### TASK TO CARRY OUT
Pictures stay out of the copy. Please reproduce only the lines between the one holding "Reproduce this screenshot" and the one holding "const toStop = ['sets:graph:M1'];", inclusive.

(Dataset entries)
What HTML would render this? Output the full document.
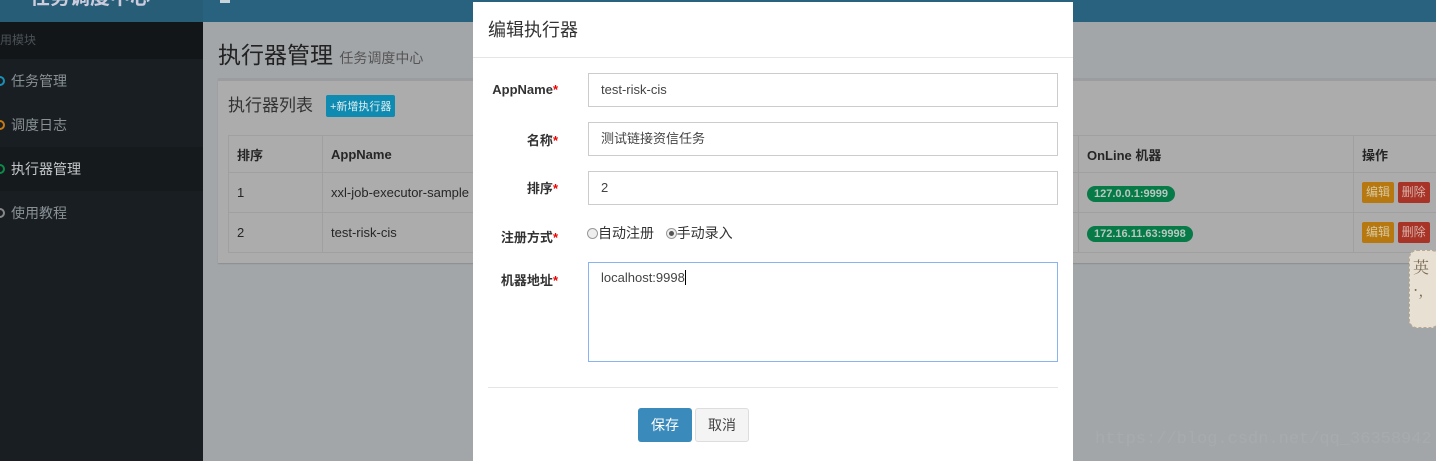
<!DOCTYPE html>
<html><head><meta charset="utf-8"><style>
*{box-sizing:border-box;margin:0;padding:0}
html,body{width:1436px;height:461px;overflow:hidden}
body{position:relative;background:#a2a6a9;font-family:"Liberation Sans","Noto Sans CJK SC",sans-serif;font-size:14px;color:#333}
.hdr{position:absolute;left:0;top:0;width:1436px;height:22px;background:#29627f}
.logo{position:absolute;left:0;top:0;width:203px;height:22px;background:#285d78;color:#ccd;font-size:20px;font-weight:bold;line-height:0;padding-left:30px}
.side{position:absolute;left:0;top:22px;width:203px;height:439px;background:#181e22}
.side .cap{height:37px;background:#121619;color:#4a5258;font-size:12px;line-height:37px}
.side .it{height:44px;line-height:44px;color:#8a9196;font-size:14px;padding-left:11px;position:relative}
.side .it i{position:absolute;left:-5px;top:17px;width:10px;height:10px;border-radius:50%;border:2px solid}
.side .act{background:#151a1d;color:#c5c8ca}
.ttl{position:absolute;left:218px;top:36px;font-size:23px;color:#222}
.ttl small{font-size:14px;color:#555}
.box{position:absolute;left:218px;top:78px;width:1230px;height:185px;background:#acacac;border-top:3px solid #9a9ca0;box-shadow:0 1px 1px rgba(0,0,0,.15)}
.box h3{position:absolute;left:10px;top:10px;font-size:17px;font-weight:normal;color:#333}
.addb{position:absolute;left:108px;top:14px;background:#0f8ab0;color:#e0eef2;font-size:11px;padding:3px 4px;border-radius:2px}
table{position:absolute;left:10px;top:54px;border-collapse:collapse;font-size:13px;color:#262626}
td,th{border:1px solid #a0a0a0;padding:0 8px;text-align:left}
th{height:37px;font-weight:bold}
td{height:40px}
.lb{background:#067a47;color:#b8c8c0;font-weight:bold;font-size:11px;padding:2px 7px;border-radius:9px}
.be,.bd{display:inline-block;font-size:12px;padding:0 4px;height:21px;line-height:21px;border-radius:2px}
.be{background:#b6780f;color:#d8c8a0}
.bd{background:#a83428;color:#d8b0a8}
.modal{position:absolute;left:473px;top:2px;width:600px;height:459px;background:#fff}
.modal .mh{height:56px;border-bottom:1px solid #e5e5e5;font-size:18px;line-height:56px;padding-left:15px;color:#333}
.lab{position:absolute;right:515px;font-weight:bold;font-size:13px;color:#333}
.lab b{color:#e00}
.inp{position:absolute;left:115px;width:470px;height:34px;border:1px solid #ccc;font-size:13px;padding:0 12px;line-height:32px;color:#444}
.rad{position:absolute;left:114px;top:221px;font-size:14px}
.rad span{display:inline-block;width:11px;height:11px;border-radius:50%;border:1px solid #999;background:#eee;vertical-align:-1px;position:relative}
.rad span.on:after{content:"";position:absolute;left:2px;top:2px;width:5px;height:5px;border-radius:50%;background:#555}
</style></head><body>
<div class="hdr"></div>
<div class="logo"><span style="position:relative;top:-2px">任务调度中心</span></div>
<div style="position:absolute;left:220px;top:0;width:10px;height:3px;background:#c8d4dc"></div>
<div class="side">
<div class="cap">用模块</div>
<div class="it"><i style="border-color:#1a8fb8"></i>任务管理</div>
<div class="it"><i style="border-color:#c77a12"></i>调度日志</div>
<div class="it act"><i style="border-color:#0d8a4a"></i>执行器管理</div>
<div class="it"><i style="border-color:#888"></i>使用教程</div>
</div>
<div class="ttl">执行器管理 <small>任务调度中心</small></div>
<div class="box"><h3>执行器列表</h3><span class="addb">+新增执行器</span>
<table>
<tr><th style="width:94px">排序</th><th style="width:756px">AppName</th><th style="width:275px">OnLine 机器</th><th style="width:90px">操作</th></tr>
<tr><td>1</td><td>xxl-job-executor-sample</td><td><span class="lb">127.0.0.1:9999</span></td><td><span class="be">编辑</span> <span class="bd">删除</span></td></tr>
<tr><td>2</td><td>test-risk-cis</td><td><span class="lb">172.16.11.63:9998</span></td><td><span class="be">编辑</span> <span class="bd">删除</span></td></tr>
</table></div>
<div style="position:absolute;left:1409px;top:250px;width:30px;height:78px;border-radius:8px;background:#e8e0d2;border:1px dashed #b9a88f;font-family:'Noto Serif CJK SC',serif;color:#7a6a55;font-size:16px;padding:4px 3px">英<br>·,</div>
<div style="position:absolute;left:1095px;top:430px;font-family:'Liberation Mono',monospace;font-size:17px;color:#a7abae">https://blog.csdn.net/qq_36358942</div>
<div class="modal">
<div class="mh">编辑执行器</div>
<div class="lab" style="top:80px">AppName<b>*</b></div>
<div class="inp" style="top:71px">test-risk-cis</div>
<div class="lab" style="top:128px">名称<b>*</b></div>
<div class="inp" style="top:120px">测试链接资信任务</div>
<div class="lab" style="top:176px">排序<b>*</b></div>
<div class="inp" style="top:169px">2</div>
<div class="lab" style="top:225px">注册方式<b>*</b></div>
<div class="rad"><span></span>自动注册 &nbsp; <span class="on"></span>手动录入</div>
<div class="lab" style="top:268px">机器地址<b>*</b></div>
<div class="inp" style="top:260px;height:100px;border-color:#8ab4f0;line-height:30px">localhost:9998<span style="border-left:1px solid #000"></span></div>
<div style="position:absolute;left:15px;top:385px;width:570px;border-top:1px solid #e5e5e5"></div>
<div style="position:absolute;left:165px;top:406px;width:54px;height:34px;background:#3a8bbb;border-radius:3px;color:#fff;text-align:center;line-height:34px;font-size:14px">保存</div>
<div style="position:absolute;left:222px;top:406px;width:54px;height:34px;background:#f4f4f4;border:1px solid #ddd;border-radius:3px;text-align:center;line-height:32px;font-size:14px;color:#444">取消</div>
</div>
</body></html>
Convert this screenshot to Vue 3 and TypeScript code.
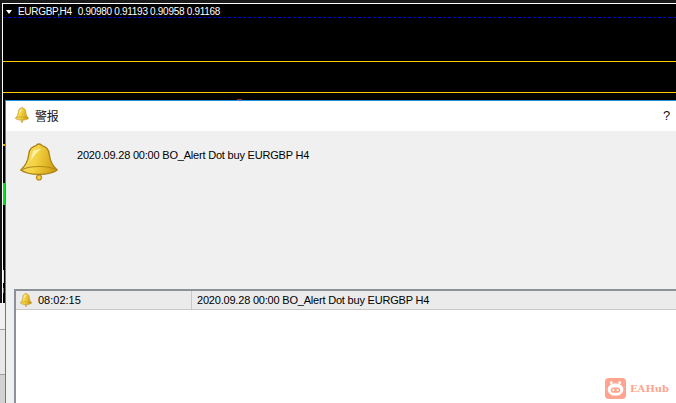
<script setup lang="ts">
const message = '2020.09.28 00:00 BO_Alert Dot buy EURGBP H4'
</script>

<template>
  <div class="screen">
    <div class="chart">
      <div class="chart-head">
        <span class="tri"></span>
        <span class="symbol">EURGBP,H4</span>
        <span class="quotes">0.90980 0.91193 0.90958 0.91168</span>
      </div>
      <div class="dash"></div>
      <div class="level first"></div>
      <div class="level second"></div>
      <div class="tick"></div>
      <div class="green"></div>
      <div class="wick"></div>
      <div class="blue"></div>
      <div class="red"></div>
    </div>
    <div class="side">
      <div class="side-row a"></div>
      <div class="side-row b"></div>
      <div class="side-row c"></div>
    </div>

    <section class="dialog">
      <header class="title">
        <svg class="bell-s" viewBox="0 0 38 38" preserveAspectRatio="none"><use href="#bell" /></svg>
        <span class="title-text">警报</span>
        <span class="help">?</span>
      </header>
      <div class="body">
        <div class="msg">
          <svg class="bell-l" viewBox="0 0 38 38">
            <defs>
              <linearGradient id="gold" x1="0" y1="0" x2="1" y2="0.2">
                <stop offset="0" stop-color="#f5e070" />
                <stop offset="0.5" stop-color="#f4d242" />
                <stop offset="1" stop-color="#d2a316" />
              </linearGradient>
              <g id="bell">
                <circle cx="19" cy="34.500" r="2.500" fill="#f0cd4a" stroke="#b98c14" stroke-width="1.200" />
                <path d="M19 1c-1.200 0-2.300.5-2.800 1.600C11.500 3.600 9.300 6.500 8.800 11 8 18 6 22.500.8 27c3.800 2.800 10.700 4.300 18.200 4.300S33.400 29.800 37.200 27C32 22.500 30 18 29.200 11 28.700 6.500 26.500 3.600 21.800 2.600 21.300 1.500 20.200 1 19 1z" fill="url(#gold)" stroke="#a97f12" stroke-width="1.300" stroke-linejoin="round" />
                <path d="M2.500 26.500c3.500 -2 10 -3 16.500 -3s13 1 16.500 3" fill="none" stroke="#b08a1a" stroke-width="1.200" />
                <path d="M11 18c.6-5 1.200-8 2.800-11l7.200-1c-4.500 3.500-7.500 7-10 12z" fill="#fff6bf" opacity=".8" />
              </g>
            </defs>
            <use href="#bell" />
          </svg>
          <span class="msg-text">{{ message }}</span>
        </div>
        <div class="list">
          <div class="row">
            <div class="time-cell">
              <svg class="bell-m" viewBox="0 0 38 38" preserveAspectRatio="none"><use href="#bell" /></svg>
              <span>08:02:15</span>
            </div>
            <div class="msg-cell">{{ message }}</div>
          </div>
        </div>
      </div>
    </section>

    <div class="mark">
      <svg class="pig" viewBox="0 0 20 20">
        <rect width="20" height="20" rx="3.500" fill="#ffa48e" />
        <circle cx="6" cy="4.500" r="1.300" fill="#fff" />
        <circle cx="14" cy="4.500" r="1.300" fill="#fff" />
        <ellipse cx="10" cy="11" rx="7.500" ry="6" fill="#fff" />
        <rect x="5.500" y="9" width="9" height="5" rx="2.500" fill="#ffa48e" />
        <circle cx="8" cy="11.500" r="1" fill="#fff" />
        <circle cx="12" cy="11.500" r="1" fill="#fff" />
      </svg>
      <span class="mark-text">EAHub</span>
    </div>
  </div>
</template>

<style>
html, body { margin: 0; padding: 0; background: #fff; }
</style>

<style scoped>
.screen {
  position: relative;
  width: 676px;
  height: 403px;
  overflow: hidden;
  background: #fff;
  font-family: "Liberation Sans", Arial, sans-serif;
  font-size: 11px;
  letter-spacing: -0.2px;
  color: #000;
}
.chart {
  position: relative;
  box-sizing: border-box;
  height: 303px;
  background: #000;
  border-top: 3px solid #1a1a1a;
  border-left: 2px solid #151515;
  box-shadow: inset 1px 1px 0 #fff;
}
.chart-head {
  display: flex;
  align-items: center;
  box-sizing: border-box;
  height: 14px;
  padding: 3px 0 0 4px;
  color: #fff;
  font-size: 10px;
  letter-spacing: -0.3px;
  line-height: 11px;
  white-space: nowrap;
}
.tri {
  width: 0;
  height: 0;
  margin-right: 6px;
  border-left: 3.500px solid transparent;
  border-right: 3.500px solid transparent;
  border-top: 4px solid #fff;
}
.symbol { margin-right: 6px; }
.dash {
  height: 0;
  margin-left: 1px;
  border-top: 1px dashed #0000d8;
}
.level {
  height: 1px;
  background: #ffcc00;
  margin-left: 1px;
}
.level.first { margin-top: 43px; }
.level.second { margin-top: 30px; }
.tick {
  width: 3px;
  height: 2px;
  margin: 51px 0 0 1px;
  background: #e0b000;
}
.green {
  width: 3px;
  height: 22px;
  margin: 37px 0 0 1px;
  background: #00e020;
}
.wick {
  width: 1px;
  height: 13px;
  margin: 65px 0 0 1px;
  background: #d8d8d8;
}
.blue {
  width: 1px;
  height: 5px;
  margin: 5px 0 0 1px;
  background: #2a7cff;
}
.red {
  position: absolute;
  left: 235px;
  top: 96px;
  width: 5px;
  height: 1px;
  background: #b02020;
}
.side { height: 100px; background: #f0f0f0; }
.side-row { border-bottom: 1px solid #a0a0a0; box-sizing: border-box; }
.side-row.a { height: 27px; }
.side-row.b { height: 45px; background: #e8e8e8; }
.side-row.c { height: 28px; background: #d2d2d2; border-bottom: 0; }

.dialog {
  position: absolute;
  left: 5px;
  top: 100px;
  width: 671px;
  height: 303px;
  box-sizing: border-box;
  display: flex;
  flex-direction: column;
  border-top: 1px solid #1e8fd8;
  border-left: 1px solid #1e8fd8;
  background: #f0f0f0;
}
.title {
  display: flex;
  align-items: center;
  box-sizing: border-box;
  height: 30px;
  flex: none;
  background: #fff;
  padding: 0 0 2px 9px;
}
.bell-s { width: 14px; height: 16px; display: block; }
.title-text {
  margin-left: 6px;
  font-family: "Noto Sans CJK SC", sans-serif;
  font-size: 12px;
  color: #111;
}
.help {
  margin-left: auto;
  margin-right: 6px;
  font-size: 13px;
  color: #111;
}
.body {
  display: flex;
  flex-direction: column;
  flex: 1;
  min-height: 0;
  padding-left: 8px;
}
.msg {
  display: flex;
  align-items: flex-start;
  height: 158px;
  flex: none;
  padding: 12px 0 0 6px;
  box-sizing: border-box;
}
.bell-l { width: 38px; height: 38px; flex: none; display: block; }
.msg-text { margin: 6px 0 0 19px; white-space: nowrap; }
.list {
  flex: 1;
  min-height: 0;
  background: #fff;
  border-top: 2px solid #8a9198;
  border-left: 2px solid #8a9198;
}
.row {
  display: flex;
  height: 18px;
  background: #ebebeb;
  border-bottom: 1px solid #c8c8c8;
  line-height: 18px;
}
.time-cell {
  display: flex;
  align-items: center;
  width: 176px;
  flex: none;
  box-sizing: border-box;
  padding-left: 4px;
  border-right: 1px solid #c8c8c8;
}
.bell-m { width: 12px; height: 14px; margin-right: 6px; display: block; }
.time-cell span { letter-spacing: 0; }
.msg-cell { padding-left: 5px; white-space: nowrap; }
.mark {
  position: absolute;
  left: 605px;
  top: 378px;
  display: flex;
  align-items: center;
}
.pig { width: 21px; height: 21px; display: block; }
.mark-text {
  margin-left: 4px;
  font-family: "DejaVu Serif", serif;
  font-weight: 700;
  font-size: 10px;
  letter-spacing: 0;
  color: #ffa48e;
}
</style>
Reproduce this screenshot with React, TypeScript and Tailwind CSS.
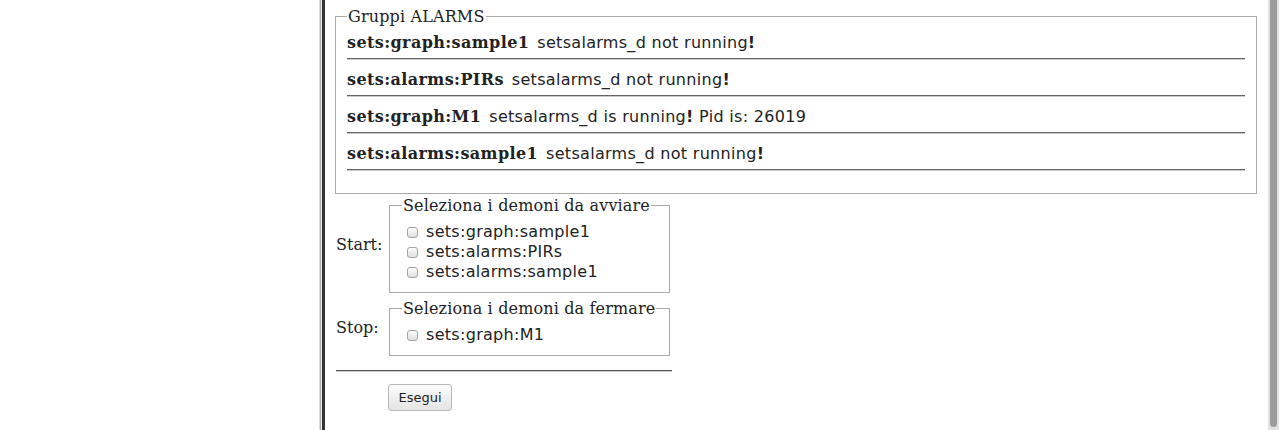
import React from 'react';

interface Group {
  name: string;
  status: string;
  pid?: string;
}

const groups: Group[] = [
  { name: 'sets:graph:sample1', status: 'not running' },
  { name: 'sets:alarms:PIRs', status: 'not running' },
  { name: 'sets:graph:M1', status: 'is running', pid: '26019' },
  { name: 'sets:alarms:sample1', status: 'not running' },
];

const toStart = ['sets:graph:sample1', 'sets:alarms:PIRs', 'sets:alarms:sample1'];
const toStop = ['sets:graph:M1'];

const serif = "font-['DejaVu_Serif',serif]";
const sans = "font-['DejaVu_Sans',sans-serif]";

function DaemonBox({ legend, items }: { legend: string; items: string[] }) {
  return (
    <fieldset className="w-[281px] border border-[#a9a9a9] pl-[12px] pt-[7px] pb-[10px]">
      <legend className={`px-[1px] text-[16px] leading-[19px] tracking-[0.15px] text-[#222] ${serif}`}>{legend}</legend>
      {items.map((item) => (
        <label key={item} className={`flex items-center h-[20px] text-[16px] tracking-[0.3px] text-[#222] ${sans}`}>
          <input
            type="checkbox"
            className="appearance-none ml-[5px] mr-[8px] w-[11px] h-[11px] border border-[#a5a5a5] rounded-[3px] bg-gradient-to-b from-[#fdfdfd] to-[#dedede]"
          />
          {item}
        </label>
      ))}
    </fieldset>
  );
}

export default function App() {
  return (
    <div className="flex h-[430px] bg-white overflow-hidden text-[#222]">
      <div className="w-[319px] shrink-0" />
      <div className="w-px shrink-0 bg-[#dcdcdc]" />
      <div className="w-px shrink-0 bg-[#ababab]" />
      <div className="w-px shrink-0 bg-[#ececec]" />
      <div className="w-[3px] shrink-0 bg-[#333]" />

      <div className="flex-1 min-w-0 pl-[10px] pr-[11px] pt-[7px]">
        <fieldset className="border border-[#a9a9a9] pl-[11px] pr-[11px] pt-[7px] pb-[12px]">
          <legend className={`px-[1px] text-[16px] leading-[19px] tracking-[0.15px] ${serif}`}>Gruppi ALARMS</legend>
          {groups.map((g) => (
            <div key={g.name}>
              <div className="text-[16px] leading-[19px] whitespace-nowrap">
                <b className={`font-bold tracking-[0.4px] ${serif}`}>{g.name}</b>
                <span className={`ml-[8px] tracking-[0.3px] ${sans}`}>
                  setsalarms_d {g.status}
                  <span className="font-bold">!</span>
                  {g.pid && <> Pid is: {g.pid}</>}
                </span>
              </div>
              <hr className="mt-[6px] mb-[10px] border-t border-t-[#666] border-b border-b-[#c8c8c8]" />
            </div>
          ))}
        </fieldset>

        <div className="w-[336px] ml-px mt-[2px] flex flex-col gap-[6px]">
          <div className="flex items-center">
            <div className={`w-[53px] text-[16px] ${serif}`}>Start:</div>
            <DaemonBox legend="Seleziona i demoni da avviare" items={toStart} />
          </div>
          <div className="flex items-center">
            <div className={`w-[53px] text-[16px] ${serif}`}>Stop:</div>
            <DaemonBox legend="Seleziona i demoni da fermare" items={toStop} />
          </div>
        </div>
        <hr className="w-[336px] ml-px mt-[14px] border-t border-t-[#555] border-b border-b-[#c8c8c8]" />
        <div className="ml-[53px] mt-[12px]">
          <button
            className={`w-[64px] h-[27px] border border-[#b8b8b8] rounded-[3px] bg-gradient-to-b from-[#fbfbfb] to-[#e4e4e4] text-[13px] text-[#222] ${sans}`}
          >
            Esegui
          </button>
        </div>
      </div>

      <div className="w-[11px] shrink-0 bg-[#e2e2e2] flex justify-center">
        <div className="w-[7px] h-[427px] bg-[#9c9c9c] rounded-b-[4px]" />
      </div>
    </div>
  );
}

### WRITTEN ANSWER
Reproduce this screenshot with React, TypeScript and Tailwind CSS.
import React from 'react';

interface Group {
  name: string;
  status: string;
  pid?: string;
}

const groups: Group[] = [
  { name: 'sets:graph:sample1', status: 'not running' },
  { name: 'sets:alarms:PIRs', status: 'not running' },
  { name: 'sets:graph:M1', status: 'is running', pid: '26019' },
  { name: 'sets:alarms:sample1', status: 'not running' },
];

const toStart = ['sets:graph:sample1', 'sets:alarms:PIRs', 'sets:alarms:sample1'];
const toStop = ['sets:graph:M1'];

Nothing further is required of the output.